The outcome of the seminar is for the young leaders to develop and compile a Young Leaders Code of Conduct to be used as a guide and assist Secondary Schools across the nation.
“From the anti-corruption perspective, the Commission together with its strategic partners, strongly believe that youth empowerment is a key tool to prevent and fight corruption nationally, regionally and globally,” added Mrs. Celua.
The student leaders will hear from the following expert facilitators throughout the seminar today:
Mr. Gerardo Berthin – a political scientist specializing in applied democratic governance policy in areas such as human rights, anti-corruption, accountability, and civic engagement. Mr Berthin holds a Bachelor’s Degree in International Affairs, two Master’s Degree: one in Political Science and the other in Latin American Studies. He also holds a Certificate in Leaders in Development and a Trainers’ Certificate from the United Nations Staff College in Turin, Italy.
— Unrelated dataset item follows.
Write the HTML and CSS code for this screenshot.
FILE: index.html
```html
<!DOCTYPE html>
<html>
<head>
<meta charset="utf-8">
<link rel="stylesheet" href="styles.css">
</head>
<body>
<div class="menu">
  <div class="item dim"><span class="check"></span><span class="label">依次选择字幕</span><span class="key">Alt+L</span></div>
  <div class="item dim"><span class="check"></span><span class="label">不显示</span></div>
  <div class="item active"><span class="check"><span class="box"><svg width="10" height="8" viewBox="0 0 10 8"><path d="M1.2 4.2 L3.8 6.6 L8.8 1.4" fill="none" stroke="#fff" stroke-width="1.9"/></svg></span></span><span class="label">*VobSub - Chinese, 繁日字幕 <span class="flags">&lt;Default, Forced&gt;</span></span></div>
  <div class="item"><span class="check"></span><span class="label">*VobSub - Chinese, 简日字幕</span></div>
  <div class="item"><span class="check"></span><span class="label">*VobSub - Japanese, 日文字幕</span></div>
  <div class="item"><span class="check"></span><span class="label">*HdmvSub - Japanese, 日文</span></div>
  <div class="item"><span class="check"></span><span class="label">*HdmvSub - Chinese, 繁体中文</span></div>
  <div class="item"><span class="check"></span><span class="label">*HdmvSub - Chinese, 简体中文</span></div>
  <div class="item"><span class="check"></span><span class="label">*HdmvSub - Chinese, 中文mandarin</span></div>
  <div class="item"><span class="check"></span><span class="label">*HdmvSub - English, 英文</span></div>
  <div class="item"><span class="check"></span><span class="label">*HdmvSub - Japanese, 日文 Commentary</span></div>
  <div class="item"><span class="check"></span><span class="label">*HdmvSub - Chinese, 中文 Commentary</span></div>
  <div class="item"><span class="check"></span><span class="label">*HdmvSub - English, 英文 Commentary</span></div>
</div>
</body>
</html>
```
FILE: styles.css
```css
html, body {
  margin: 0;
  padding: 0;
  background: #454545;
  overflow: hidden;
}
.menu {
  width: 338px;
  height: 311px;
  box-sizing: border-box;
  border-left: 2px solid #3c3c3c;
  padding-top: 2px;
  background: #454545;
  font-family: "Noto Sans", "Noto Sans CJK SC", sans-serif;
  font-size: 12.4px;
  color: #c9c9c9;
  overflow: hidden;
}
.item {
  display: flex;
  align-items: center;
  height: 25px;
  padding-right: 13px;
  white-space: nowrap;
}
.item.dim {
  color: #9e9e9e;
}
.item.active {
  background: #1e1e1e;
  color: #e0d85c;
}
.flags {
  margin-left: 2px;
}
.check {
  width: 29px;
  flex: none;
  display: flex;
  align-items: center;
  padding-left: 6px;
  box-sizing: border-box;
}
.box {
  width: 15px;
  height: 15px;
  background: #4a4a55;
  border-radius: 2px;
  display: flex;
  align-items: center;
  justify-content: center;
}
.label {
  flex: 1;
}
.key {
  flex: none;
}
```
Dr. Sonja Stefanovska-Trajanoska is a governance and anti-corruption practitioner with over 20 years of experience in the UN system. She is currently an Anti-Corruption Adviser with UNDP Pacific Office in Fiji, managing regional anti-corruption programmes implemented in 14 Pacific Islands Countries. Dr. Stefanovska-Trajanoska holds a PhD in political science, an MA in linguistics, and a specialist postgraduate degree in peace and development.